If there is a daunting aspect of trying marijuana for the first time, it is the mystery of what will happen. Sure, the general public is by now well-educated enough to know “Reefer Madness” isn’t a documentary or even a realistic cautionary tale. But though most know what a shot of liquor or a beer will do to them, the overwhelming number of strains, hybrids, even indica vs. sativa, is confusing when the best a budtender can offer is, “I think you might want this.”
Sublingual sprays are perhaps a good place to start. A spritz of the infused liquid under the tongue delivers a low-grade dose that takes effect fairly quickly and dissipates far faster than smoking or eating the sacrificial brownie.
Though they have been around for a while, The Atlantic points out that they’e gaining traction, particularly among moms.

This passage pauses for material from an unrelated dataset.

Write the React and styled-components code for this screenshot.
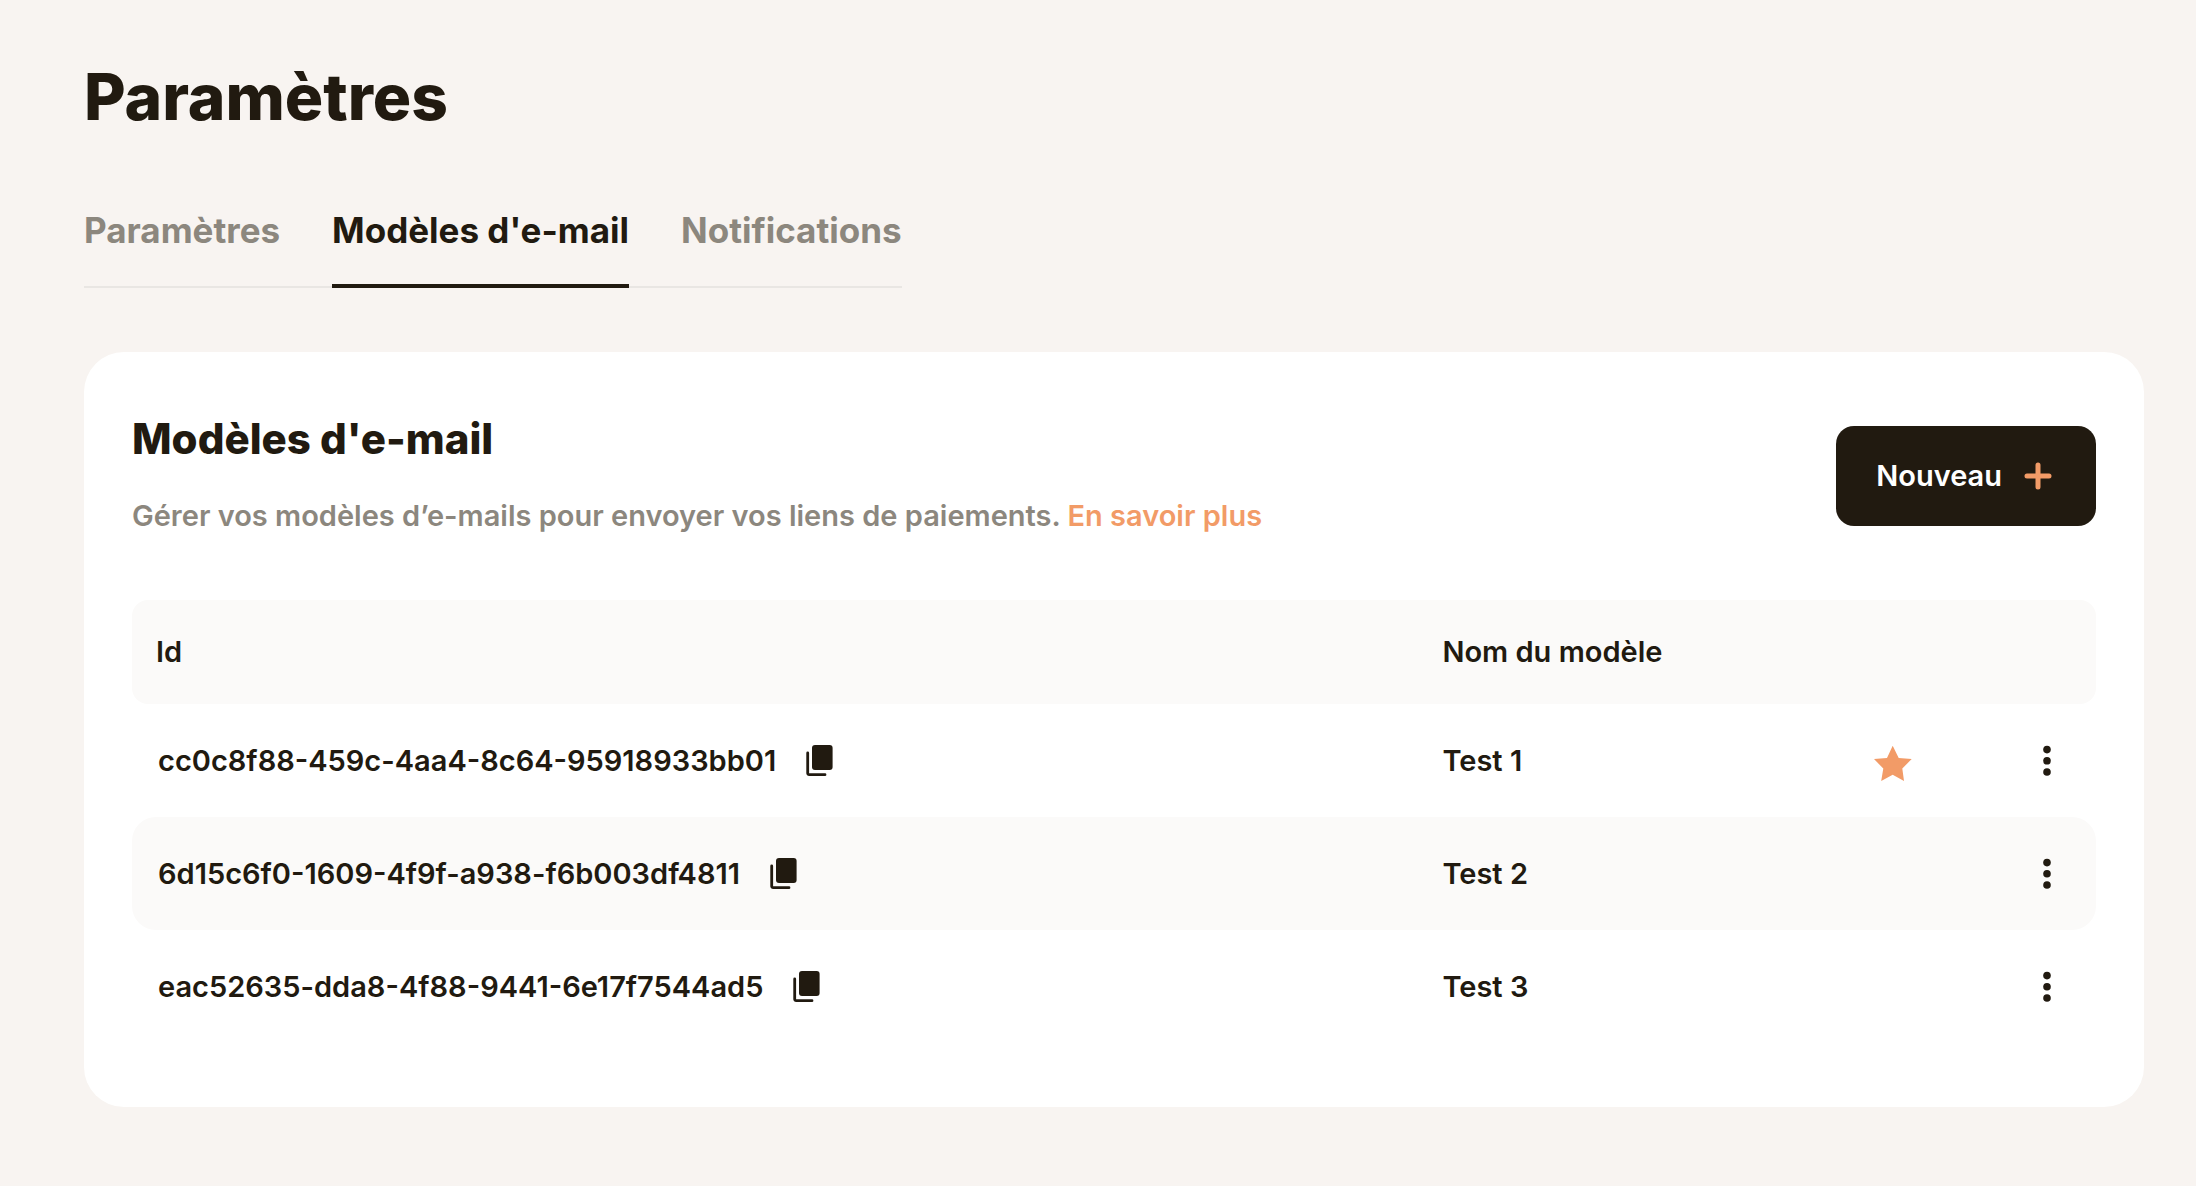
import React from "react";
import styled, { createGlobalStyle } from "styled-components";

const ink = "#211a10";
const muted = "#8c877e";
const accent = "#f29b67";
const stripe = "#fbfaf9";

const GlobalStyle = createGlobalStyle`
  *, *::before, *::after {
    box-sizing: border-box;
  }

  body {
    margin: 0;
    background: #f8f4f1;
    color: ${ink};
    font-family: Inter, "Liberation Sans", sans-serif;
    font-size: 29px;
    font-weight: 600;
    line-height: 44px;
  }
`;

const Page = styled.main`
  padding: 60px 52px 78px 84px;
`;

const PageTitle = styled.h1`
  margin: 0 0 76px;
  font-size: 64px;
  font-weight: 800;
  line-height: 74px;
`;

const Tabs = styled.nav`
  display: flex;
  gap: 52px;
  width: fit-content;
  margin-bottom: 64px;
  box-shadow: inset 0 -2px 0 #e9e6e3;
`;

const Tab = styled.a`
  padding-bottom: 34px;
  border-bottom: 4px solid ${({ $active }) => ($active ? ink : "transparent")};
  color: ${({ $active }) => ($active ? ink : muted)};
  font-size: 35px;
  font-weight: 700;
  line-height: 40px;
  text-decoration: none;
`;

const Card = styled.section`
  padding: 48px 48px 64px;
  border-radius: 40px;
  background: #fff;
`;

const CardHeader = styled.header`
  display: flex;
  align-items: center;
  justify-content: space-between;
  gap: 48px;
  margin-bottom: 48px;
  padding: 14px 0;
`;

const Heading = styled.div`
  display: grid;
  gap: 30px;
`;

const CardTitle = styled.h2`
  margin: 0;
  font-size: 42px;
  font-weight: 800;
  line-height: 50px;
`;

const Description = styled.p`
  margin: 0;
  color: ${muted};
`;

const MoreLink = styled.a`
  color: ${accent};
  text-decoration: none;
`;

const PrimaryButton = styled.button`
  display: flex;
  flex: none;
  align-items: center;
  gap: 20px;
  height: 100px;
  padding: 0 42px 0 40px;
  border: 0;
  border-radius: 18px;
  background: ${ink};
  color: #fff;
  font: inherit;
  cursor: pointer;
`;

const Table = styled.table`
  width: 100%;
  table-layout: fixed;
  border-collapse: separate;
  border-spacing: 0;
`;

const IdColumn = styled.col`
  width: 65.5%;
`;

const StarColumn = styled.col`
  width: 210px;
`;

const MenuColumn = styled.col`
  width: 98px;
`;

const HeadCell = styled.th`
  height: 104px;
  padding: 0 24px;
  background: ${stripe};
  font-weight: inherit;
  text-align: left;

  &:first-child {
    border-radius: 16px 0 0 16px;
  }

  &:last-child {
    border-radius: 0 16px 16px 0;
  }
`;

const Cell = styled.td`
  height: 113px;
  padding: 0 24px;

  &:first-child {
    border-radius: 24px 0 0 24px;
    padding-left: 26px;
  }

  &:last-child {
    border-radius: 0 24px 24px 0;
  }

  tr:nth-child(even) > & {
    background: ${stripe};
  }
`;

const IconCell = styled(Cell)`
  padding: 0;
`;

const Centered = styled.div`
  display: flex;
  justify-content: center;
`;

const IdGroup = styled.div`
  display: flex;
  align-items: center;
  gap: 30px;
`;

const IconButton = styled.button`
  display: flex;
  padding: 0;
  border: 0;
  background: none;
  color: ${ink};
  cursor: pointer;
`;

const PlusIcon = () => (
  <svg width="32" height="32" viewBox="0 0 32 32" fill="none" stroke={accent} strokeWidth="5" strokeLinecap="round" aria-hidden="true">
    <path d="M16 5v22M5 16h22" />
  </svg>
);

const CopyIcon = () => (
  <svg width="28" height="32" viewBox="0 0 28 32" fill="none" aria-hidden="true">
    <rect x="6" y="0" width="20.6" height="25" rx="3" fill="currentColor" />
    <path d="M1.7 8v20.3a1.4 1.4 0 0 0 1.4 1.4H19" stroke="currentColor" strokeWidth="2.8" strokeLinecap="round" />
  </svg>
);

const StarIcon = () => (
  <svg width="38" height="40" viewBox="0 -5 38 40" fill={accent} role="img" aria-label="Modèle par défaut">
    <path d="M18.7 -.3 24.7 12 37.7 13.1 28.3 22.4 30 35 18.7 28.8 7.2 35 9.3 22.4 0 13.1 13 12Z" />
  </svg>
);

const MenuIcon = () => (
  <svg width="32" height="32" viewBox="0 0 32 32" fill="currentColor" aria-hidden="true">
    <circle cx="16" cy="4.6" r="3.8" />
    <circle cx="16" cy="15.8" r="3.8" />
    <circle cx="16" cy="27" r="3.8" />
  </svg>
);

const tabs = [
  { label: "Paramètres" },
  { label: "Modèles d'e-mail", active: true },
  { label: "Notifications" },
];

const templates = [
  { id: "cc0c8f88-459c-4aa4-8c64-95918933bb01", name: "Test 1", isDefault: true },
  { id: "6d15c6f0-1609-4f9f-a938-f6b003df4811", name: "Test 2" },
  { id: "eac52635-dda8-4f88-9441-6e17f7544ad5", name: "Test 3" },
];

export default function App() {
  return (
    <>
      <GlobalStyle />
      <Page>
        <PageTitle>Paramètres</PageTitle>
        <Tabs>
          {tabs.map(({ label, active }) => (
            <Tab key={label} href="#" $active={active} aria-current={active ? "page" : undefined}>
              {label}
            </Tab>
          ))}
        </Tabs>
        <Card>
          <CardHeader>
            <Heading>
              <CardTitle>Modèles d'e-mail</CardTitle>
              <Description>
                Gérer vos modèles d’e-mails pour envoyer vos liens de paiements.{" "}
                <MoreLink href="#">En savoir plus</MoreLink>
              </Description>
            </Heading>
            <PrimaryButton type="button">
              Nouveau
              <PlusIcon />
            </PrimaryButton>
          </CardHeader>
          <Table>
            <colgroup>
              <IdColumn />
              <col />
              <StarColumn />
              <MenuColumn />
            </colgroup>
            <thead>
              <tr>
                <HeadCell scope="col">Id</HeadCell>
                <HeadCell scope="col">Nom du modèle</HeadCell>
                <HeadCell as="td" />
                <HeadCell as="td" />
              </tr>
            </thead>
            <tbody>
              {templates.map(({ id, name, isDefault }) => (
                <tr key={id}>
                  <Cell>
                    <IdGroup>
                      {id}
                      <IconButton type="button" aria-label="Copier l'identifiant">
                        <CopyIcon />
                      </IconButton>
                    </IdGroup>
                  </Cell>
                  <Cell>{name}</Cell>
                  <IconCell>
                    <Centered>{isDefault && <StarIcon />}</Centered>
                  </IconCell>
                  <IconCell>
                    <Centered>
                      <IconButton type="button" aria-label={`Actions pour ${name}`}>
                        <MenuIcon />
                      </IconButton>
                    </Centered>
                  </IconCell>
                </tr>
              ))}
            </tbody>
          </Table>
        </Card>
      </Page>
    </>
  );
}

“More moms are using marijuana and its various incarnations to deal with everything from the daily aches and stresses of motherhood, to postpartum depression and anxiety, to menstrual cramps. And forget the simple bongs and pipes of the past; as the industry expands, it’s creating a whole new world of sprays, drinks, drops, and oils. The needs of this market of marijuana-friendly mothers have inspired a new crop of cannabis products.”
There has never been a recorded death from a cannabis overdose. But sometimes too much is, well, too much. And a common problem with edible cannabis is the time it takes to take effect — sometimes up to two hours. During that time a user could become impatient — or wonder if the drug is working at all — leading to taking more and eventually the kind of “too much” that leads to an overwhelmingly unpleasant experience.
Sublinguals avoid this trap by essentially going straight to the bloodstream, as opposed to edibles which must be processed by the liver. Euphoria is mild, can take effect in as little as 60 seconds, and lasts an hour or so. Five minutes in, one producer of the product told The Atlantic, and the user knows what kind of ride they are in for, and can make an educated estimate if they are fine or want to try more.
Mother and Clone cofounder and CMO Leslie Siu said her own bout with postpartum depression led her to start the company. Uma Dhanabalan, a physician and cannabis-therapeutics specialist, sees the appeal for new moms: “It’s discreet, and they can use it without anybody knowing.”
Nine states and the District of Columbia have legalized marijuana. Medical marijuana is legal in 29 states.